● Problem statement
Starting at the top of the listing, extract every line up to and including the one with "const LEVELS = ['信息', '警告', '错误']". Pictures stay out of the copy.

● Source excerpt
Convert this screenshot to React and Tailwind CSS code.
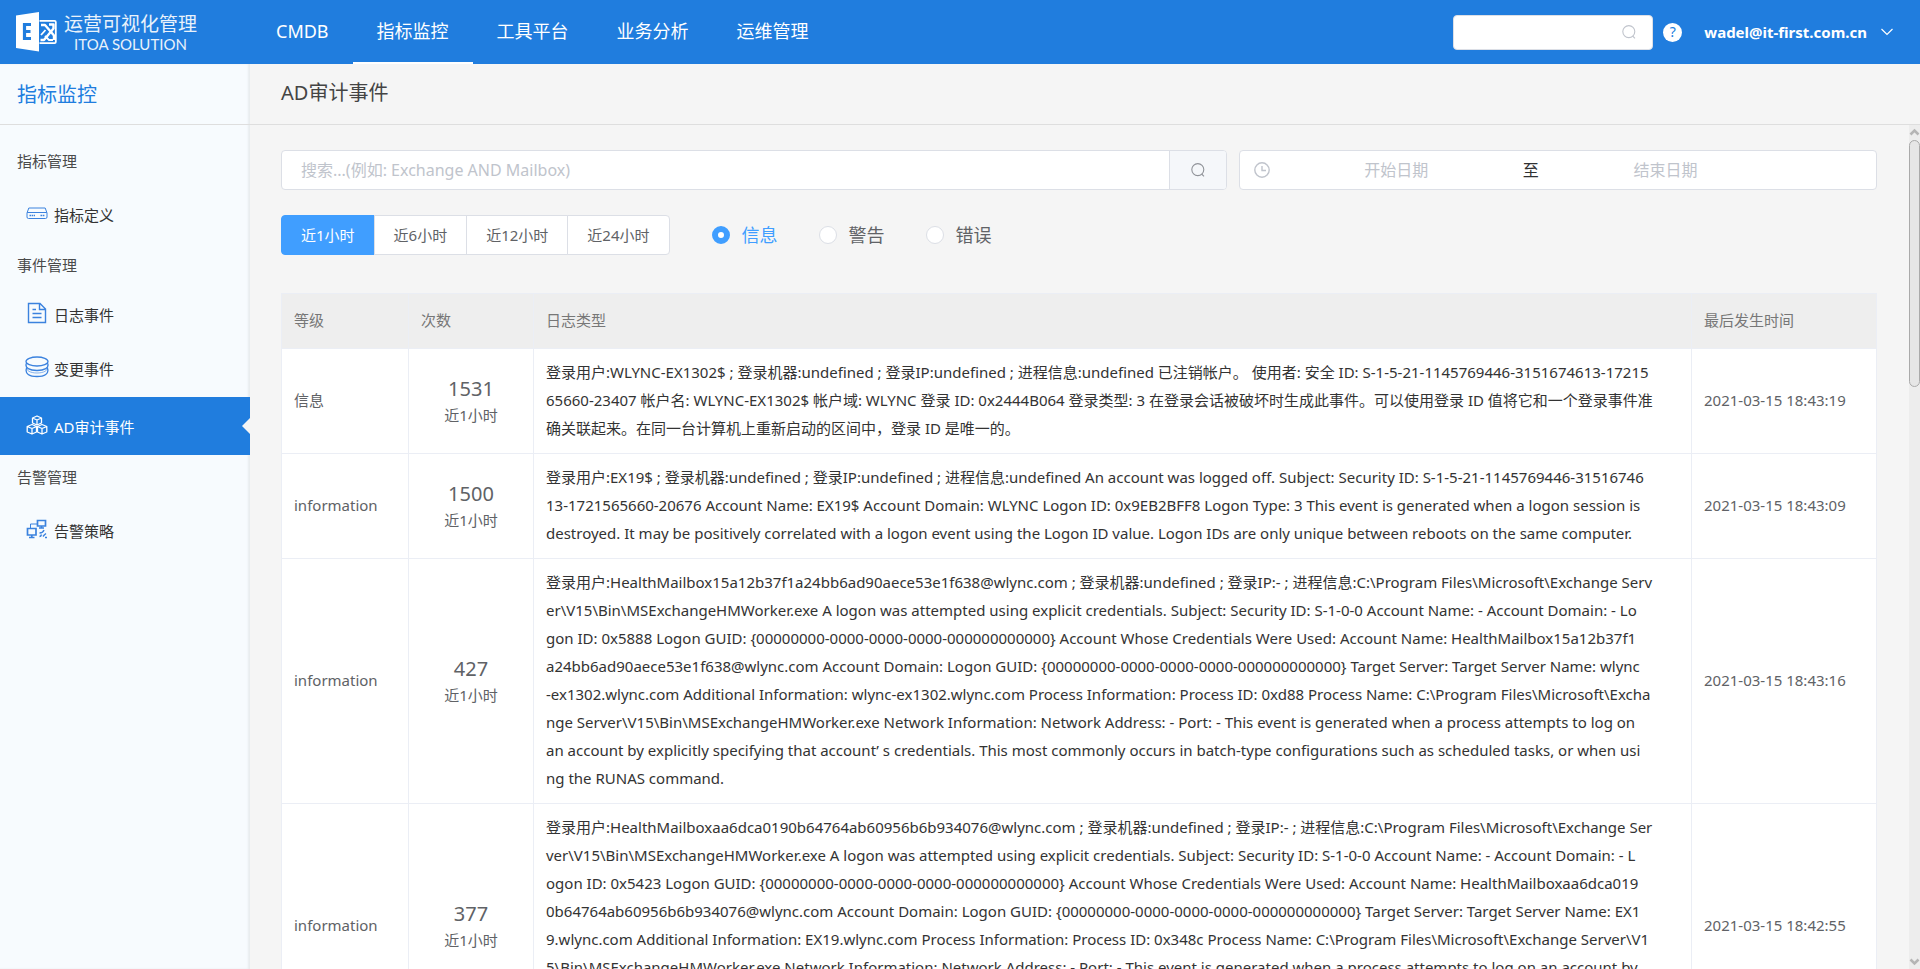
import { useState } from 'react'
import clsx from 'clsx'

const NAV = ['CMDB', '指标监控', '工具平台', '业务分析', '运维管理']
const RANGES = ['近1小时', '近6小时', '近12小时', '近24小时']
const LEVELS = ['信息', '警告', '错误']

const EVENTS = [
  {
    level: '信息',
    count: 1531,
    time: '2021-03-15 18:43:19',
    lines: [
      '登录用户:WLYNC-EX1302$ ; 登录机器:undefined ; 登录IP:undefined ; 进程信息:undefined 已注销帐户。 使用者: 安全 ID: S-1-5-21-1145769446-3151674613-17215',
      '65660-23407 帐户名: WLYNC-EX1302$ 帐户域: WLYNC 登录 ID: 0x2444B064 登录类型: 3 在登录会话被破坏时生成此事件。可以使用登录 ID 值将它和一个登录事件准',
      '确关联起来。在同一台计算机上重新启动的区间中，登录 ID 是唯一的。',
    ],
  },
  {
    level: 'information',
    count: 1500,
    time: '2021-03-15 18:43:09',
    lines: [
      '登录用户:EX19$ ; 登录机器:undefined ; 登录IP:undefined ; 进程信息:undefined An account was logged off. Subject: Security ID: S-1-5-21-1145769446-31516746',
      '13-1721565660-20676 Account Name: EX19$ Account Domain: WLYNC Logon ID: 0x9EB2BFF8 Logon Type: 3 This event is generated when a logon session is',
      'destroyed. It may be positively correlated with a logon event using the Logon ID value. Logon IDs are only unique between reboots on the same computer.',
    ],
  },
  {
    level: 'information',
    count: 427,
    time: '2021-03-15 18:43:16',
    lines: [
      '登录用户:HealthMailbox15a12b37f1a24bb6ad90aece53e1f638@wlync.com ; 登录机器:undefined ; 登录IP:- ; 进程信息:C:\\Program Files\\Microsoft\\Exchange Serv',
      'er\\V15\\Bin\\MSExchangeHMWorker.exe A logon was attempted using explicit credentials. Subject: Security ID: S-1-0-0 Account Name: - Account Domain: - Lo',
      'gon ID: 0x5888 Logon GUID: {00000000-0000-0000-0000-000000000000} Account Whose Credentials Were Used: Account Name: HealthMailbox15a12b37f1',
      'a24bb6ad90aece53e1f638@wlync.com Account Domain: Logon GUID: {00000000-0000-0000-0000-000000000000} Target Server: Target Server Name: wlync',
      '-ex1302.wlync.com Additional Information: wlync-ex1302.wlync.com Process Information: Process ID: 0xd88 Process Name: C:\\Program Files\\Microsoft\\Excha',
      'nge Server\\V15\\Bin\\MSExchangeHMWorker.exe Network Information: Network Address: - Port: - This event is generated when a process attempts to log on',
      'an account by explicitly specifying that account’ s credentials. This most commonly occurs in batch-type configurations such as scheduled tasks, or when usi',
      'ng the RUNAS command.',
    ],
  },
  {
    level: 'information',
    count: 377,
    time: '2021-03-15 18:42:55',
    lines: [
      '登录用户:HealthMailboxaa6dca0190b64764ab60956b6b934076@wlync.com ; 登录机器:undefined ; 登录IP:- ; 进程信息:C:\\Program Files\\Microsoft\\Exchange Ser',
      'ver\\V15\\Bin\\MSExchangeHMWorker.exe A logon was attempted using explicit credentials. Subject: Security ID: S-1-0-0 Account Name: - Account Domain: - L',
      'ogon ID: 0x5423 Logon GUID: {00000000-0000-0000-0000-000000000000} Account Whose Credentials Were Used: Account Name: HealthMailboxaa6dca019',
      '0b64764ab60956b6b934076@wlync.com Account Domain: Logon GUID: {00000000-0000-0000-0000-000000000000} Target Server: Target Server Name: EX1',
      '9.wlync.com Additional Information: EX19.wlync.com Process Information: Process ID: 0x348c Process Name: C:\\Program Files\\Microsoft\\Exchange Server\\V1',
      '5\\Bin\\MSExchangeHMWorker.exe Network Information: Network Address: - Port: - This event is generated when a process attempts to log on an account by',
      'explicitly specifying that account’ s credentials. This most commonly occurs in batch-type configurations such as scheduled tasks, or when using the RUN',
      'AS command.',
    ],
  },
]

function DriveIcon() {
  return (
    <svg width="22" height="22" viewBox="0 0 22 22" fill="none" stroke="currentColor" strokeWidth="1">
      <path d="M1 11 L2.8 6 H19.2 L21 11 V15 Q21 16.5 19.5 16.5 H2.5 Q1 16.5 1 15 Z M1.2 10.5 H20.8" />
      <path d="M3.5 13.5 H9 M14.5 13.5 H19" strokeWidth="1.6" strokeDasharray="1.6 0.6" />
    </svg>
  )
}

function FileIcon() {
  return (
    <svg width="22" height="22" viewBox="0 0 22 22" fill="none" stroke="currentColor" strokeWidth="1.4">
      <path d="M2.5 1.5 H14 L19.5 7 V20.5 H2.5 Z M13.5 1.5 V7.5 H19.5" />
      <path d="M6.5 7.5 H10 M6.5 11.5 H15.5 M6.5 15.5 H15.5" />
    </svg>
  )
}

function DatabaseIcon() {
  return (
    <svg width="24" height="22" viewBox="0 0 24 22" fill="none" stroke="currentColor" strokeWidth="1.3">
      <ellipse cx="12" cy="5.5" rx="11" ry="4.5" />
      <path d="M1.6 7 C-1 12 5 14.5 12 14.5 S25 12 22.4 7" />
      <path d="M1.8 11.5 C-1 18 5 20.5 12 20.5 S25 18 22.2 11.5" />
      <path d="M1.6 9.5 C0 15 6 17 12 17 S24 15 22.4 9.5" strokeWidth="0.6" />
    </svg>
  )
}

function CubesIcon() {
  return (
    <svg width="22" height="20" viewBox="0 0 22 20" fill="none" stroke="currentColor" strokeWidth="1.3" strokeLinejoin="round">
      <path d="M11 1 L15.5 3 V8 L11 10 L6.5 8 V3 Z M6.5 3 L11 5 L15.5 3 M11 5 V10" />
      <path d="M6 9.5 L10.5 11.5 V17 L6 19 L1.2 17 V11.5 Z M1.2 11.5 L6 13.5 L10.5 11.5 M6 13.5 V19" />
      <path d="M16 9.5 L20.8 11.5 V17 L16 19 L11.5 17 V11.5 Z M11.5 11.5 L16 13.5 L20.8 11.5 M16 13.5 V19" />
    </svg>
  )
}

function PolicyIcon() {
  return (
    <svg width="22" height="20" viewBox="0 0 22 20" fill="none" stroke="currentColor" strokeWidth="1.7">
      <path d="M11.5 1.5 H19.5 V7 H11.5 Z M15.5 7 V9 M13 9 H18" />
      <path d="M1.5 9.5 H10 V16 H1.5 Z M5.8 16 V18.3 M3 18.5 H8.5" />
      <path d="M4.5 9.5 V5 H11.5" strokeWidth="1" />
      <path d="M13.5 14 Q17 14 18 11 M13.5 17.5 Q15 17.5 15.5 15.5 M17 17.5 Q18 16 20 14.5 M19 18.5 H21" strokeWidth="1.4" />
    </svg>
  )
}

const MENU = [
  {
    title: '指标管理',
    items: [{ label: '指标定义', icon: DriveIcon, tall: true }],
  },
  {
    title: '事件管理',
    items: [
      { label: '日志事件', icon: FileIcon },
      { label: '变更事件', icon: DatabaseIcon },
      { label: 'AD审计事件', icon: CubesIcon, tall: true, active: true },
    ],
  },
  {
    title: '告警管理',
    items: [{ label: '告警策略', icon: PolicyIcon, tall: true }],
  },
]

function SearchIcon() {
  return (
    <svg width="14" height="14" viewBox="0 0 14 14" fill="none" stroke="currentColor" strokeWidth="1.1">
      <circle cx="6.8" cy="6.6" r="6" />
      <path d="M10.6 11 L13 13.4" />
    </svg>
  )
}

function Logo() {
  return (
    <a href="#" className="flex w-[250px] shrink-0 items-center pl-4 text-white">
      <svg width="42" height="40" viewBox="0 0 42 40" className="shrink-0">
        <path d="M23.5 8.8 H38.5 Q39.8 8.8 39.8 10 V30 Q39.8 31.2 38.5 31.2 H23.5" fill="none" stroke="#fff" strokeWidth="1.8" />
        <g fill="none" stroke="#fff" strokeWidth="2.4" strokeLinejoin="round">
          <path d="M25 13 H29 L38 23.5 V28" />
          <path d="M33 12.5 H37.5 V16.5 L28 28 H24.5" />
          <path d="M25 23 L29.5 18 M29 24 L33 28 H37" strokeWidth="1.8" />
        </g>
        <path d="M0 3.5 L23 0 V39.5 L0 36 Z" fill="#fff" />
        <path d="M15 12.5 H8.5 V26.5 H15 M8.5 19.5 H14.5" fill="none" stroke="#207dde" strokeWidth="3.2" />
      </svg>
      <span className="ml-1.5 flex flex-col items-center">
        <span className="text-[19px] leading-6 opacity-90">运营可视化管理</span>
        <span className="font-[Lato] text-[15px] leading-4 opacity-90">ITOA SOLUTION</span>
      </span>
    </a>
  )
}

function Header() {
  return (
    <header className="flex h-16 shrink-0 bg-[#207dde] text-white">
      <Logo />
      <nav className="ml-0.5 flex text-lg">
        {NAV.map((item) => (
          <a
            key={item}
            href="#"
            className={clsx(
              'flex items-center border-b-2 px-6',
              item === '指标监控' ? 'border-white' : 'border-transparent',
            )}
          >
            {item}
          </a>
        ))}
      </nav>
      <div className="ml-auto flex items-center pr-[27px]">
        <label className="flex h-[35px] w-[200px] items-center rounded border border-[#dcdfe6] bg-white pr-4 text-[#c0c4cc]">
          <input aria-label="搜索" className="min-w-0 flex-1 px-3 text-sm text-[#606266] outline-none" />
          <SearchIcon />
        </label>
        <button
          aria-label="帮助"
          className="ml-2.5 flex h-[19px] w-[19px] items-center justify-center rounded-full bg-white text-sm leading-none text-[#207dde]"
        >
          ?
        </button>
        <button className="ml-[22px] flex items-center gap-3.5 text-[15px] font-bold">
          wadel@it-first.com.cn
          <svg width="12" height="8" viewBox="0 0 12 8" fill="none" stroke="currentColor" strokeWidth="1.2">
            <path d="M0.5 1 L6 6.5 L11.5 1" />
          </svg>
        </button>
      </div>
    </header>
  )
}

function Sidebar() {
  return (
    <aside className="w-[250px] shrink-0 bg-[#f7fbfe] text-[15px] shadow-[inset_-2px_0_2px_#e8ecef]">
      <h2 className="mb-3.5 h-[61px] border-b border-[#dedede] pl-[17px] text-xl leading-[62px] text-[#207dde]">指标监控</h2>
      {MENU.map((group) => (
        <section key={group.title}>
          <h3 className="pb-0.5 pl-[17px] leading-[44px] text-[#4a4a4a]">{group.title}</h3>
          {group.items.map(({ label, icon: Icon, tall, active }) => (
            <a
              key={label}
              href="#"
              className={clsx(
                'relative flex items-center gap-1 pl-6',
                tall ? 'h-[58px] pt-0.5' : 'h-[54px] pb-0.5',
                active ? 'bg-[#207dde] text-white' : 'text-[#333]',
              )}
            >
              <span className={clsx('flex w-[26px] justify-center pb-1', !active && 'text-[#3b82de]')}>
                <Icon />
              </span>
              {label}
              {active && (
                <span className="absolute top-1/2 right-0 -translate-y-1/2 border-y-8 border-r-8 border-transparent border-r-[#f5f5f5]" />
              )}
            </a>
          ))}
        </section>
      ))}
    </aside>
  )
}

function Filters() {
  const [range, setRange] = useState('近1小时')
  const [level, setLevel] = useState('信息')

  return (
    <>
      <div className="flex gap-3">
        <div className="flex h-10 min-w-0 flex-1 overflow-hidden rounded border border-[#dcdfe6] bg-white">
          <input
            aria-label="搜索"
            placeholder="搜索...(例如: Exchange AND Mailbox)"
            className="min-w-0 flex-1 px-[19px] text-base text-[#606266] outline-none placeholder:text-[#c0c4cc]"
          />
          <button
            aria-label="搜索"
            className="flex w-[57px] items-center justify-center border-l border-[#dcdfe6] bg-[#f5f7fa] text-[#909399]"
          >
            <SearchIcon />
          </button>
        </div>
        <div className="flex h-10 w-2/5 shrink-0 items-center rounded border border-[#dcdfe6] bg-white px-3.5 text-base">
          <svg width="16" height="16" viewBox="0 0 16 16" fill="none" stroke="#c0c4cc" strokeWidth="1.4" className="shrink-0">
            <circle cx="8" cy="8" r="7.2" />
            <path d="M8 4 V8.5 H12" />
          </svg>
          <input
            aria-label="开始日期"
            placeholder="开始日期"
            className="ml-2 w-[39%] text-center outline-none placeholder:text-[#c0c4cc]"
          />
          <span className="w-8 text-center text-[#303133]">至</span>
          <input
            aria-label="结束日期"
            placeholder="结束日期"
            className="w-[39%] text-center outline-none placeholder:text-[#c0c4cc]"
          />
        </div>
      </div>

      <div className="mt-[25px] flex items-center">
        <div className="flex h-10 text-[15px]">
          {RANGES.map((r) => (
            <button
              key={r}
              onClick={() => setRange(r)}
              className={clsx(
                'border px-[19px] not-first:-ml-px first:rounded-l last:rounded-r',
                r === range ? 'border-[#409eff] bg-[#409eff] text-white' : 'border-[#dcdfe6] bg-white text-[#606266]',
              )}
            >
              {r}
            </button>
          ))}
        </div>
        <div className="ml-[42px] flex gap-[41px] text-lg">
          {LEVELS.map((l) => (
            <label key={l} className={clsx('flex items-center gap-3', l === level ? 'text-[#409eff]' : 'text-[#606266]')}>
              <input
                type="radio"
                name="level"
                checked={l === level}
                onChange={() => setLevel(l)}
                className="h-[18px] w-[18px] appearance-none rounded-full border border-[#dcdfe6] bg-white checked:border-[6px] checked:border-[#409eff]"
              />
              {l}
            </label>
          ))}
        </div>
      </div>
    </>
  )
}

function EventTable() {
  const cell = 'border-r border-b border-[#ebeef5] px-3'
  return (
    <table className="mt-[38px] w-full table-fixed border-separate border-spacing-0 border-t border-l border-[#ebeef5] bg-white text-[15px] text-[#606266]">
      <colgroup>
        <col className="w-[127px]" />
        <col className="w-[125px]" />
        <col />
        <col className="w-[185px]" />
      </colgroup>
      <thead>
        <tr className="h-[55px] bg-[#eee] text-left text-[#777]">
          {['等级', '次数', '日志类型', '最后发生时间'].map((h) => (
            <th key={h} className="border-r border-b border-[#ebeef5] px-3 pb-0.5 font-normal">
              {h}
            </th>
          ))}
        </tr>
      </thead>
      <tbody>
        {EVENTS.map((e) => (
          <tr key={e.time}>
            <td className={clsx(cell, 'pb-0.5')}>{e.level}</td>
            <td className={clsx(cell, 'text-center')}>
              <div className="text-xl leading-7">{e.count}</div>
              <div className="leading-6">近1小时</div>
            </td>
            <td className={clsx(cell, 'pt-[9px] pb-[11px] leading-7 whitespace-pre text-[#333]')}>
              {e.lines.map((line) => (
                <div key={line}>{line}</div>
              ))}
            </td>
            <td className={clsx(cell, 'pb-0.5')}>{e.time}</td>
          </tr>
        ))}
      </tbody>
    </table>
  )
}

function Scrollbar() {
  return (
    <div className="flex w-[11px] shrink-0 flex-col items-center bg-[#ededed] text-[#b5b5b5]">
      <svg width="11" height="15" viewBox="0 0 11 15" fill="none" stroke="currentColor" strokeWidth="2.5">
        <path d="M1.5 9.5 L5.5 5.5 L9.5 9.5" />
      </svg>
      <div className="h-[247px] w-full rounded-md border border-[#aaa] bg-[#e6e6e6]" />
      <svg width="11" height="15" viewBox="0 0 11 15" fill="none" stroke="currentColor" strokeWidth="2.5" className="mt-auto">
        <path d="M1.5 5.5 L5.5 9.5 L9.5 5.5" />
      </svg>
    </div>
  )
}

export default function App() {
  return (
    <div className="flex h-screen flex-col overflow-hidden bg-[#f5f5f5] font-['Noto_Sans','Noto_Sans_CJK_SC',sans-serif]">
      <Header />
      <div className="flex min-h-0 flex-1">
        <Sidebar />
        <main className="flex min-w-0 flex-1 flex-col">
          <h1 className="h-[61px] shrink-0 border-b border-[#dedede] pl-[31px] text-xl leading-[58px] text-[#444]">AD审计事件</h1>
          <div className="flex min-h-0 flex-1">
            <div className="min-w-0 flex-1 overflow-hidden pt-[25px] pr-8 pl-[31px]">
              <Filters />
              <EventTable />
            </div>
            <Scrollbar />
          </div>
        </main>
      </div>
    </div>
  )
}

● Full response
Convert this screenshot to React and Tailwind CSS code.
import { useState } from 'react'
import clsx from 'clsx'

const NAV = ['CMDB', '指标监控', '工具平台', '业务分析', '运维管理']
const RANGES = ['近1小时', '近6小时', '近12小时', '近24小时']
const LEVELS = ['信息', '警告', '错误']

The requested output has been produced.